While driving down the monotonous 220 to Southern Pines to visit le fiance + famille, I saw a wooden sign nailed to a pine tree. It read, in red, caps letters, "PRAY CONTINUOUSLY." Unlike most "Jesus signs" you see on billboards, I really liked this one. And it was a perfect reminder. During this hectic season of my life, that's all I really need to know right now.

14 December, 2009

don't list

So, it's been a while since I last wrote, but, believe it or not, I have a lot on my mind. The good news is that I only have one exam left and that I get to finally go home on Thursday night. I can't wait. Home is perfect.

I haven't really made many concrete decisions about what I want in our wedding, but I have made some decisions about what I don't want. I don't want:

* A tiara. For real. Not trying to be a Disney princess.
* Photos of the entire wedding party jumping in the middle of a road. So 2003.
* The garter ritual. I was not purchased with a dowry and this is super-awkward for everyone involved.
* A wedding cake.
* Bridezilla moments.

That's all I've decided for now. More to come. Put the lights on the tree!

05 December, 2009


Guion and I have a story to tell you...

We are so incredibly blessed by all of you and the affection and guidance you have shown us over the years. We're humbled by your love and really excited about this next stage of life together.

01 December, 2009

no thanks, john galt

This is a photo of my two favorite things about living in the Shoebox: 1) a glimpse of the giant tree that is wrapped in ivy and pressed up against the outer wall of this old shack, and 2) the thin, ancient windows that make the winter light so lovely.

I've never understood--and frankly find absurd--Christians who declare that capitalism is aligned with the gospel. American Christianity is too devoted to its health and wealth doctrine to believe otherwise, I suppose. But the life Jesus lived and the economic practice of the early church could not be further from the capitalist ideals of self-centered gain and every-man-for-himself prosperity. This is what I read this morning in my devotional time:

"All the believers were one in heart and mind. No one claimed that any of his possessions was his own, but they shared everything they had. With great power the apostles continued to testify to the resurrection of the Lord Jesus, and much grace was upon them all. There were no needy persons among them. For from time to time those who owned lands or houses sold them, brought the money from the sales and put it at the apostles' feet, and it was distributed to anyone as he had need" (Acts 4:32-35).

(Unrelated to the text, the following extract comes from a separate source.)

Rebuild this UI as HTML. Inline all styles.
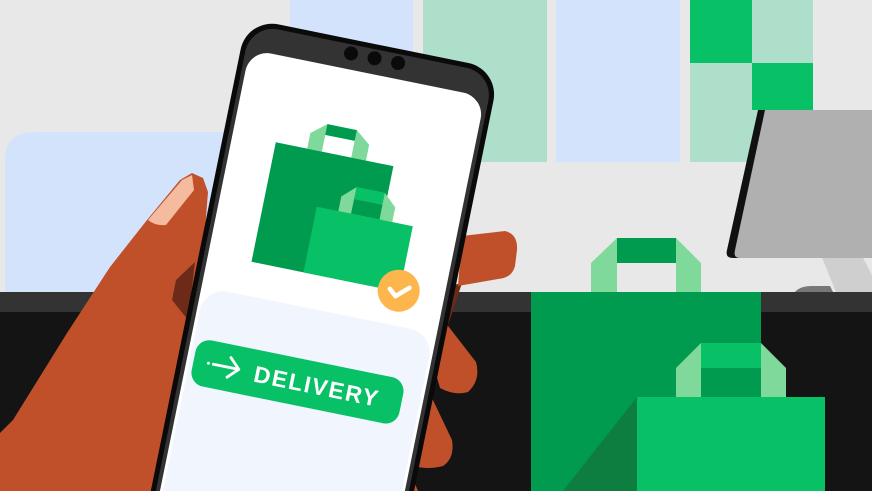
<!DOCTYPE html>
<html><head><meta charset="utf-8"><style>
html,body{margin:0;padding:0;background:#e8e8e8;overflow:hidden;width:872px;height:491px;}
svg{display:block}
</style></head><body>
<svg width="872" height="491" viewBox="0 0 872 491" xmlns="http://www.w3.org/2000/svg">
<rect width="872" height="491" fill="#e8e8e8"/>
<rect x="290" y="0" width="123" height="162" fill="#d3e3fc"/>
<rect x="423" y="0" width="124" height="162" fill="#aedfca"/>
<rect x="556" y="0" width="124" height="162" fill="#d3e3fc"/>
<rect x="690" y="0" width="123" height="162" fill="#aedfca"/>
<rect x="690" y="0" width="62" height="63" fill="#08c167"/>
<rect x="752" y="63" width="61" height="47" fill="#08c167"/>
<path d="M5 292 V160 Q5 132 35 132 H300 V292 Z" fill="#d3e3fc"/>
<path d="M812 233 H850 L872 275 V292 H836 Z" fill="#cfcfcf"/>
<path d="M795 292 Q800 286 812 286 H830 L833 292 Z" fill="#777"/>
<path d="M758 110 H872 V258 H733 Q725 258 727 250 Z" fill="#111"/>
<path d="M765 110 H872 V258 H740 Q733 258 735 250 Z" fill="#b0b0b0"/>
<rect x="0" y="292" width="872" height="20" fill="#333"/>
<rect x="0" y="312" width="872" height="179" fill="#141414"/>
<path d="M591 292 V263 L617 238 H676 L701 263 V292 Z" fill="#7ed99a"/>
<rect x="617" y="238" width="59" height="25" fill="#009b4f"/>
<rect x="617" y="263" width="59" height="29" fill="#e8e8e8"/>
<rect x="531" y="292" width="230" height="199" fill="#009b4f"/>
<path d="M637 397 V491 H563 Z" fill="#0d7e3f"/>
<path d="M676 397 V368 L701 343 H761 L786 368 V397 Z" fill="#7ed99a"/>
<rect x="701" y="343" width="60" height="25" fill="#08c167"/>
<rect x="701" y="368" width="60" height="29" fill="#009b4f"/>
<rect x="637" y="397" width="188" height="94" fill="#08c167"/>
<path d="M440 288 L462 283 L448 325 L432 395 L418 470 L412 491 L392 491 Z" fill="#6e2a18"/>
<path d="M462 236 L505 231 Q518 234 517 250 L515 266 Q512 278 498 279 L458 286 Z" fill="#c0502a"/>
<path d="M445 322 L476 362 Q481 380 468 392 Q455 396 440 388 L432 360 Z" fill="#c0502a"/>
<path d="M432 398 L452 440 Q455 458 443 466 Q428 470 414 466 L420 420 Z" fill="#c0502a"/>
<path d="M410 472 L418 491 H404 Z" fill="#c0502a"/>
<path d="M0 491 V433 L13 420 L67 333 L110 267 L147 220 L180 180 L192 173 L203 178 L208 192 L205 230 L200 260 L195 290 L180 491 Z" fill="#c0502a"/>
<path d="M176 280 L195 262 L188 320 L172 300 Z" fill="#6e2a18"/>
<path d="M148 220 L182 180 L192 175 L194 190 L166 225 Q155 226 148 220 Z" fill="#f4bb9f"/>
<g transform="translate(247,18) rotate(11.5)">
<rect x="0" y="0" width="258" height="640" rx="32" fill="#0a0a0a"/>
<rect x="5" y="5" width="248" height="630" rx="28" fill="#333"/>
<rect x="9" y="30" width="240" height="610" rx="22" fill="#ffffff"/>
<circle cx="109" cy="14" r="7" fill="#0a0a0a"/>
<circle cx="133" cy="14" r="7" fill="#0a0a0a"/>
<circle cx="157" cy="14" r="7" fill="#0a0a0a"/>
<rect x="12" y="272" width="234" height="360" rx="24" fill="#f1f5fe"/>
<path d="M85 116 V100 L100 88 H130 L145 100 V116 Z" fill="#7ed99a"/>
<rect x="100" y="88" width="30" height="11" fill="#009b4f"/>
<rect x="100" y="99" width="30" height="17" fill="#fff"/>
<rect x="53" y="116" width="120" height="122" fill="#009b4f"/>
<path d="M128 171 V156 L141 144 H170 L183 156 V171 Z" fill="#7ed99a"/>
<rect x="141" y="144" width="29" height="12" fill="#08c167"/>
<rect x="141" y="156" width="29" height="15" fill="#009b4f"/>
<rect x="106" y="171" width="98" height="67" fill="#08c167"/>
<circle cx="203" cy="237" r="21" fill="#fdb64b"/>
<path d="M194 237 L201 243 L213 232" stroke="#fff" stroke-width="4.5" fill="none" stroke-linecap="round" stroke-linejoin="round"/>
<rect x="16" y="323" width="212" height="47" rx="14" fill="#08c167"/>
<circle cx="31" cy="346" r="1.5" fill="#fff"/>
<path d="M36 346 H62 M52 336 L62 346 L52 356" stroke="#fff" stroke-width="2.8" fill="none" stroke-linecap="round" stroke-linejoin="round"/>
<text x="78" y="355" font-family="Liberation Sans, sans-serif" font-weight="bold" font-size="23" fill="#fff" textLength="126" lengthAdjust="spacing">DELIVERY</text>
</g>
</svg>
</body></html>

Of course I recognize that socialism doesn't "work" now; there are too many examples of its widespread devastation to argue for that. And I'm not so ignorant to believe that we should ditch the capitalist model, which has certainly propelled America--rightfully or not--to its (fast disappearing) empire status. I'm just tired of hearing Christians rave about Ayn Rand as if she had written the fifth gospel; I'm tired of the prosperity gospel. Jesus never acted like a capitalist. That's all I'm saying.

I'm reading The Color Purple now and it is staggering to read Walker's portrait of the tyranny of men over women. Celie's story actually amplifies many of Woolf's themes: enduring sexual abuse from male relatives, finding sanctuary and subsequent attraction in women, discovering personal strength in the face of enslaving patriarchy, etc. It's strange, but whenever I read African American women writers, I get the sense that they're inadvertently channeling Woolf--only in a grittier, more expansive American style.

I admire Walker for being able to write about the darkest evils of patriarchy (incest, rape, domestic abuse, de facto slavery to one's husband) without anger. Celie just tells it like it is and lets you make the judgments. In "A Room of One's Own," Woolf criticized women authors for succumbing to anger over male dominance and letting it muddy and dilute their writing. Walker lightly evades this inclination and instead writes with compelling clarity and directness of a very hard life.

My mother reminded me on Thanksgiving that I love the idea of yoga, but that I was really built to be a runner, in my father's image.